We've had a terrific trade year so far, Drew. This is Dick answering your question, and we've done really extremely well. We had a 25% increase in sales in the quarter that included the sale to Amazon of our Clifford programming library for certain uses for Amazon and was part of a larger deal that included some future Clifford programming that we'll start on Amazon in the fall. That of course will help our whole Clifford enterprise in terms of marketing, merchandising, branding, new publishing and so forth and so on. So, we see significant opportunities from the expansion of the Clifford franchise through streaming. There's a lot going on in the streaming world as I don't need to tell you, and we have lots of activity with Netflix where we've got -- Netflix in particular where we have several programs going forward. We've got other deals in the works with other players. And we've got about 15 different projects going on right now in combination of our own production or outside production being financed by various of the streaming services. It's great -- in children's programming presents itself extremely well to helping the people who are trying to get their subscriptions purchased for the whole family. So, there's terrific opportunities for us. The main benefit to the company overall, of course is in increased book sales as well as in merchandising opportunities. So, it's a very good time for our media business. We have a great new small staff that is doing a terrific job working with a whole range of program creators and developers and streaming services.

Andrew Crum

Analyst

And just to follow up the front lift for the trade business for the fourth quarter?

Dick Robinson

Analyst

For the fourth quarter, yes, we've had such a good quarter. We're a little -- we're not forecasting a significant lift compared to last year in the fourth quarter. We hope we'll get it, but we're not counting on it in this quarter, but the trade list going forward and the momentum we have in the business is really quite striking, and it's also global because our Australia and Canada and U.K. trade businesses are all up. We're selling more in China. So, we've really got a very robust program ahead and some great new titles including the ongoing Pilkey titles, which have been bestsellers every time across the board for Dog Man in particular.

Andrew Crum

Analyst

Okay. And then, can you remind us what your expectations are for Education revenue growth in the fiscal fourth quarter. Obviously, it’s seasonally very important, what are some of the puts and takes around exceeding that objective. And I guess looking ahead to fiscal '20, remind us what reading adoptions you're competing in and any willing to size what the opportunity is there?

Dick Robinson

Analyst

Sure. Well, we've actually been quite surprised by the extremely positive -- not that we're -- not that we think we had a bad program, but we had a wonderful program. But, we were kind of unprepared for the way the market has responded to it. It's really been amazing. And so, we've got -- we already have some sales that we have made during the spring which will be turned into revenues in the summer as you know. We do have to focus on selling our supplementary backlist product, backlist and front list product in the fourth quarter.
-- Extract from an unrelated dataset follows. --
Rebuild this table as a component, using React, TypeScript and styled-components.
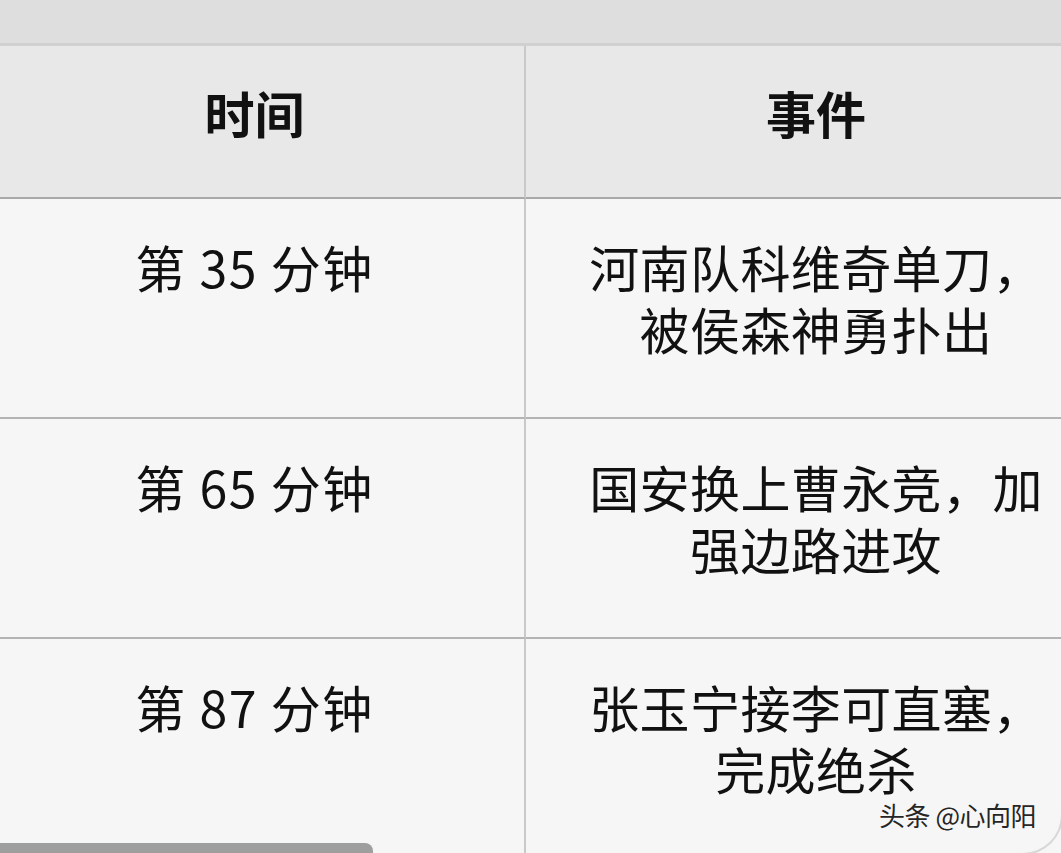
import React from "react";
import styled, { createGlobalStyle } from "styled-components";

const GlobalStyle = createGlobalStyle`
  html, body {
    margin: 0;
    padding: 0;
    background: #f6f6f6;
    overflow: hidden;
  }
  * { box-sizing: border-box; }
`;

const Page = styled.div`
  position: relative;
  width: 1061px;
  height: 853px;
  overflow: hidden;
  background: #f6f6f6;
  font-family: "Noto Sans CJK SC", "Noto Sans", sans-serif;
  color: #111;
`;

const TopBar = styled.div`
  height: 46px;
  background: #dedede;
  border-bottom: 3px solid #d0d0d0;
`;

const Table = styled.div`
  display: grid;
  grid-template-columns: 541px 580px;
  margin-left: -15px;
  width: 1121px;
`;

const HeaderCell = styled.div<{ $first?: boolean }>`
  height: 153px;
  background: #e8e8e8;
  border-bottom: 2px solid #a9a9a9;
  border-right: ${(p) => (p.$first ? "2px solid #c9c9c9" : "none")};
  display: flex;
  align-items: center;
  justify-content: center;
  font-size: 50px;
  font-weight: 700;
  padding-bottom: 19px;
`;

const BodyCell = styled.div<{ $first?: boolean; $last?: boolean }>`
  height: ${(p) => (p.$last ? "260px" : "220px")};
  background: #f6f6f6;
  border-bottom: ${(p) => (p.$last ? "none" : "2px solid #b4b4b4")};
  border-right: ${(p) => (p.$first ? "2px solid #c9c9c9" : "none")};
  padding: 36px 48px 0;
  font-size: 50px;
  line-height: 62px;
  text-align: center;
  letter-spacing: ${(p) => (p.$first ? "1.5px" : "0.4px")};
`;

const Watermark = styled.div`
  position: absolute;
  right: 25px;
  bottom: 24px;
  font-size: 26px;
  line-height: 28px;
  letter-spacing: -0.5px;
  color: #262626;
  text-shadow: 0 0 1px #fff;
`;

const ScrollThumb = styled.div`
  position: absolute;
  left: 0;
  bottom: 0;
  width: 373px;
  height: 10px;
  background: #9e9e9e;
  border-top-right-radius: 8px;
`;

const Corner = styled.div`
  position: absolute;
  right: -2px;
  bottom: -2px;
  width: 40px;
  height: 40px;
  border-right: 2px solid #d8d8d8;
  border-bottom: 2px solid #d8d8d8;
  border-bottom-right-radius: 40px;
`;

const rows = [
  { time: "第 35 分钟", event: "河南队科维奇单刀，被侯森神勇扑出" },
  { time: "第 65 分钟", event: "国安换上曹永竞，加强边路进攻" },
  { time: "第 87 分钟", event: "张玉宁接李可直塞，完成绝杀" },
];

export default function App() {
  return (
    <>
      <GlobalStyle />
      <Page>
        <TopBar />
        <Table>
          <HeaderCell $first>时间</HeaderCell>
          <HeaderCell>事件</HeaderCell>
          {rows.map((r, i) => (
            <React.Fragment key={r.time}>
              <BodyCell $first $last={i === rows.length - 1}>
                {r.time}
              </BodyCell>
              <BodyCell $last={i === rows.length - 1}>{r.event}</BodyCell>
            </React.Fragment>
          ))}
        </Table>
        <Watermark>头条 @心向阳</Watermark>
        <ScrollThumb />
        <Corner />
      </Page>
    </>
  );
}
So that's still something we are very, very focused on while our sales team is also introducing Scholastic Literacy. Going forward, I think we will begin to see some impact from this business in the summer of -- in this first quarter of 2020. We are not sure what the size of that will be, but it will certainly be new revenues for us because we haven't been in the core business for quite a while. And we're back in it again with a fantastic program that's meeting the needs of schools in a way that we're happily -- we thought we would do, but we're happily surprised to find out. Just the dimensions of those, for next year we're not sure what it will be, but there will certainly be an increase in the category of core in the summer that should be noticeable.

Andrew Crum

Analyst

And then, should we expect to see some margin pressure given the investments there or pretty much through most of the investments and hence you get operating leverage from the sales contributions?

Dick Robinson

Analyst

Well, in the first quarter, we will see some profit coming from those sales. We have been investing as you know, we've increased our sales staff. We've increased our pre-pub spending over the past 24 months in education and that certainly hit the P&L this year. We'll continue to have those costs. They shouldn't increase very much, so we should be getting the incremental lift from the profitability from the core sales which will carry of course depreciation and amortization for the pre-pub spend okay.

Andrew Crum

Analyst

Okay, guys. Thank you.

Dick Robinson

Analyst

Thank you.

Operator

Operator

Thank you. [Operator Instructions] And I'm showing no further questions over the phone. So, now, it is my pleasure to hand the conference back over to Mr. Richard Robison, Chairman, President and Chief Executive Officer for any closing comments or remarks.

Dick Robinson

Analyst

Well, thank you all for listening to our third quarter call. We're optimistic about the future. We feel we've got a great new program in Scholastic Literacy. We've managed to collect our sales tax. And we have a number of other wonderful things going on in our trade business globally. So, we'll hope to report on these in our July call. Thank you very much.

Operator

Operator

Ladies and gentlemen, thank you for your participation on today's conference. This does conclude our program and we may all disconnect. Everybody have a wonderful day.